Due to base regulations media were not allowed to talk to the parties in the case while on base.
In his statement, Edward Novak, 25, expressed disgust for the Air Force Office of Special Investigations for focusing their investigation solely on him and presuming his guilt.
“I know I’m just an Airman Basic and one who is on the way out of the Air Force, but please investigate what happened to me. Investigate it and make sure no one ever gets treated the way I did,” he said in his written statement.
Kimberly Novak’s parents, Don and Patricia Bollman, attended the trial.
“The Bollman family is saddened by the jury’s verdict of not guilty,” Don Bollman read from a prepared written statement. “It is felt that justice was not served in the murder of our dear daughter and loved one. Although the following weeks and months will be difficult, we remain united in our deep faith in God.”
Edward Novak’s mother, who attended the trial and all the hearings in the case, said she never doubted her son’s innocence.
“This has all been a terrible, tragic mistake and, as a result, countless lives were affected,” Vette Novak said Friday in a prepared statement.

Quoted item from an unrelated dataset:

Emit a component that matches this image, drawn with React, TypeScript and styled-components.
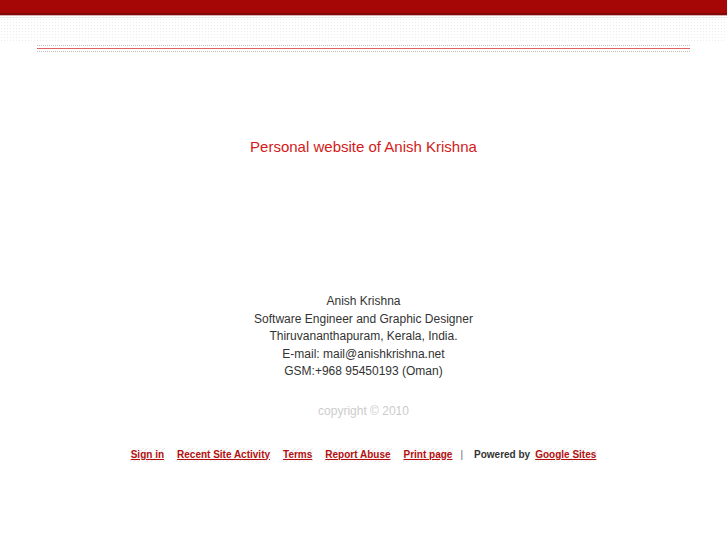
import React from "react";
import styled, { createGlobalStyle } from "styled-components";

const GlobalStyle = createGlobalStyle`
  html, body {
    margin: 0;
    padding: 0;
    background: #ffffff;
    font-family: "Liberation Sans", Arial, sans-serif;
  }
`;

const Page = styled.div`
  width: 100%;
  min-height: 545px;
`;

const TopBar = styled.div`
  height: 13px;
  background: #a50606;
  border-bottom: 2px solid #7e0a0a;
  box-shadow: 0 1px 0 #d9b0b0;
`;

const Texture = styled.div`
  height: 24px;
  margin-top: 2px;
  background-color: #ffffff;
  background-image: radial-gradient(#ececec 0.8px, transparent 0.9px);
  background-size: 3px 3px;
  border-top: 1px solid #ebebeb;
`;

const Rule = styled.div`
  margin: 3px 37px 0;
  display: flex;
  flex-direction: column;
  gap: 2px;
`;

const DottedLine = styled.div`
  height: 1px;
  background-image: linear-gradient(to right, #bdbdbd 50%, transparent 50%);
  background-size: 2px 1px;
`;

const RedLine = styled.div`
  height: 1px;
  background: #e06464;
`;

const Main = styled.main`
  display: flex;
  flex-direction: column;
  align-items: center;
  text-align: center;
`;

const Title = styled.h1`
  margin: 86px 0 0;
  font-size: 15px;
  font-weight: normal;
  color: #d21a1a;
  line-height: 18px;
`;

const Contact = styled.div`
  margin-top: 137px;
  font-size: 12px;
  line-height: 17.5px;
  color: #333333;
`;

const Copyright = styled.div`
  margin-top: 23px;
  font-size: 12px;
  color: #cccccc;
`;

const Footer = styled.div`
  margin-top: 30px;
  display: flex;
  align-items: center;
  gap: 11px;
  font-size: 10px;
  font-weight: bold;
  color: #333333;
`;

const FooterLink = styled.a`
  color: #b30f0f;
  text-decoration: underline;
  padding: 1px 1px 2px;
  background-image: repeating-linear-gradient(
    135deg,
    #f0f0f0 0,
    #f0f0f0 1px,
    transparent 1px,
    transparent 3px
  );
`;

const Sep = styled.span`
  color: #666666;
  font-weight: normal;
  margin-left: -4px;
`;

const Powered = styled.span`
  display: flex;
  gap: 4px;
  align-items: center;
`;

const links = ["Sign in", "Recent Site Activity", "Terms", "Report Abuse", "Print page"];

export default function App() {
  return (
    <Page>
      <GlobalStyle />
      <TopBar />
      <Texture />
      <Rule>
        <DottedLine />
        <RedLine />
        <DottedLine />
      </Rule>
      <Main>
        <Title>Personal website of Anish Krishna</Title>
        <Contact>
          Anish Krishna
          <br />
          Software Engineer and Graphic Designer
          <br />
          Thiruvananthapuram, Kerala, India.
          <br />
          E-mail: mail@anishkrishna.net
          <br />
          GSM:+968 95450193 (Oman)
        </Contact>
        <Copyright>copyright © 2010</Copyright>
        <Footer>
          {links.map((l) => (
            <FooterLink key={l} href="#">
              {l}
            </FooterLink>
          ))}
          <Sep>|</Sep>
          <Powered>
            Powered by <FooterLink href="#">Google Sites</FooterLink>
          </Powered>
        </Footer>
      </Main>
    </Page>
  );
}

“Everyone and anyone who truly knows my son, Edward Novak, knows that he is not … nor was he in October 2004 … capable of harming his wife,” she said. “This happy family was torn asunder on October 28, 2004; lives were destroyed and none of us will ever be the same. Your support and well wishes were integral to our maintaining our sanity in what, for us, was a world gone mad.”
Vette Novak did not to talk to media in the more than three years since her daughter-in-law’s death. She said in Friday’s written statement her “family has been maligned and violated in ways I never dreamed possible.”
In May 2005, Edward Novak II’s daughter was removed from his care by the New Mexico Children Youth and Families Department, and he was charged with child neglect. She remains in foster care.
Novak pleaded guilty of child neglect in April 2007 and was ordered to serve 15 months of a two-year, five-month sentence of imprisonment and received a bad conduct discharge from the military. Novak has satisfied his sentence.
“The military justice system works and worked for me. I now plan to move away from Cannon AFB and start a new, free life,” Edward Novak said.